Obligatory "now you have two problems" and all that aside, I would rethink the way you've chosen to write your regex. Look into \s at the very least if you want to capture whitespace, using a .* or .+ when you actually want whitespace is guaranteed to wreck your day at some point in the future.

nullfunction
Jan 24, 2005

Nap Ghost

nullfunction posted:

now you have two problems

As a general rule if you want to interrogate Python scripts in any meaningful way, you should look into the ast module. It's part of the standard library, though I'd wager that someone's done the hard work and written parsers for php and bash as well and you could take a similar approach for other files that you may need to parse with a quick pip install.

Python code:
import ast
import pathlib

contents = pathlib.Path("sample.py").read_text()
abstract_syntax_tree = ast.parse(contents)

def analyze_import(stmt: ast.Import):
    modules = [n.name for n in stmt.names]
    print(f"Found an import statement on line {stmt.lineno}: imported module{'s' if len(modules) > 1 else ''}: {', '.join(modules)}")

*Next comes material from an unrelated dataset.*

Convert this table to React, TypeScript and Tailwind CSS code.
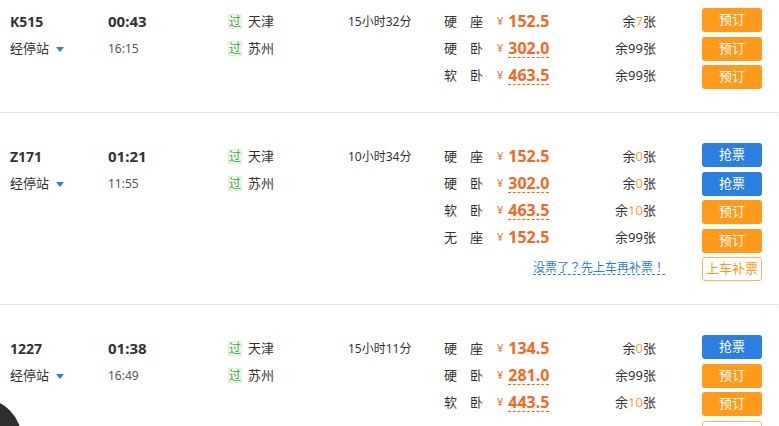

def analyze_import_from(stmt: ast.ImportFrom):
    aliases = [n.name for n in stmt.names]
    print(f"Found an import statement on line {stmt.lineno}: imported alias{'es' if len(stmt.names) > 1 else ''} {', '.join(aliases)} from module: {stmt.module}")

for item in abstract_syntax_tree.body:
    if isinstance(item, ast.Import):
        analyze_import(item)
    elif isinstance(item, ast.ImportFrom):
        analyze_import_from(item)
Python code:
# sample.py
import json
import os, sys
from datetime import timedelta, datetime
...
code:
Found an import statement on line 2: imported module: json
Found an import statement on line 3: imported modules: os, sys
Found an import statement on line 4: imported aliases timedelta, datetime from module: datetime

nullfunction
Jan 24, 2005

Nap Ghost

Seventh Arrow posted:

edit: oh wait, if I just convert the "=" to ":", will that get me a valid json? or is there a catch?

You should set this line of thinking aside and step back a little bit.

You've correctly identified that the data doesn't look like JSON. It's also not a format I recognize immediately other than to say it's structured and probably from the SOAP API as opposed to the newer REST API. Are you using the Python client for this API? If so you should have Python objects. How did you get to this format?

nullfunction
Jan 24, 2005

Nap Ghost

DoctorTristan posted:

I think those are python objects - specifically a list of BounceEvent instances. Presumably that’s a class defined by SalesForce and op got the output above by print() -ing the output while paused in a debugger.

This is the key.

I had figured you were print()ing the result, and there's a pretty important thing to call out here that will probably help you in many ways going forward, especially working with unfamiliar APIs.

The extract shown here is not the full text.